Vie difficile pour les autres
La
dernière attaque du genre a été contre l’équipe du film 1-0 dont la diffusion est prévue dans quelques jours et dont les affiches ont commencé à envahir les rues du Caire. 10 avocats (chrétiens
et musulmans) ont envoyé un avertissement au premier ministre, au ministre de la Culture, à la commission de censure, au président du Centre de recherches islamiques, ainsi qu’à l’équipe du
film, afin d’interdire sa diffusion sous prétexte qu’il dédaigne le christianisme, car il présente l’histoire d’une femme divorcée copte qui aspire à réaliser le rêve de la maternité à travers
le mariage. Les avocats estiment que le mariage est parmi les 7 piliers sacrés de la religion et qu’on ne peut pas les critiquer, tout comme les 5 piliers de l’islam. L’héroïne du film, Elham
Chahine, déclare qu’il faut d’abord voir le film avant de juger. « Peut-être cela pourrait-il changer les choses à l’instar du film Oridou hallane (je voudrais une solution), diffusé dans les
années 1970 et qui a contribué à réformer la loi sur le Code civil », argumente Chahine.

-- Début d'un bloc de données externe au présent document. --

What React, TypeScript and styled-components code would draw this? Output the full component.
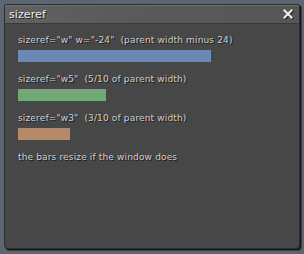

Mariam Naoum, scénariste du film, voit les choses autrement. « Nous n’arrivons encore pas à faire la différence entre ce qui est religieux et ce qui est social. Dans mon film, je raconte l’histoire d’une femme, un être humain, j’aborde un sujet social. Le fait que l’héroïne du film soit copte est un détail important. Mais cela ne signifie en aucun cas que je dédaigne la religion. Cette tactique est de plus en plus utilisée par les conservateurs pour nous obliger de garder le silence », explique Naoum.
Un
tabou qui pourrait parfois servir comme arme contre celui qui ose transgresser les codes de la masse. La loi de la Hisba (qui autorise quiconque à intenter un procès contre toute personne qu’il
juge ayant porté atteinte à la religion), récemment annulée, a été utilisée depuis les années 1990 comme moyen de sanctionner toute personne accusée d’apostat. Les études du Réseau arabe des
droits de l’homme ont enregistré une hausse de ce genre de procès. La même source assure qu’un tribunal égyptien au Caire a examiné, en une seule journée, 20 procès de ce genre. La nouvelle
génération n’a pas été épargnée. Le blogueur Karim Amer, 21 ans, a été condamné à 4 ans de prison pour avoir critiqué des professeurs d’Al-Azhar, la plus haute institution religieuse en Egypte.
Et ce n’est pas tout. « La religion pourrait être utilisée pour enflammer une population », explique Hicham Aslane, fils d’un célèbre écrivain, qui raconte qu’il a vécu un véritable cauchemar
quand son père, qui occupait à l’époque un poste au ministère de la Culture, a autorisé l’édition de l’œuvre Walima li aachab al-bahr. « Des manifestations se sont déclenchées à l’Université
d’Al-Azhar. Toute la famille a eu la peur au ventre, craignant que la colère des étudiants et leur ferveur religieuse ne soient mal exploitées », dit-il. Il est difficile d’émettre un avis
autre que les avis ambiants. La levée de bouclier est vite enclenchée à chaque faux pas.
« Le régime se dit que vaut mieux les occuper par la religion, ainsi ils plongeront dans un profond sommeil et nous aurons la paix », comme l’explique le même intellectuel qui a requis l’anonymat. Une étude effectuée par le Centre d’informations dépendant du Conseil des ministres révèle que 89 % des Egyptiens sont satisfaits de leur niveau de vie. La foi semble être à l’origine de ce sentiment de satisfaction malgré l’injustice.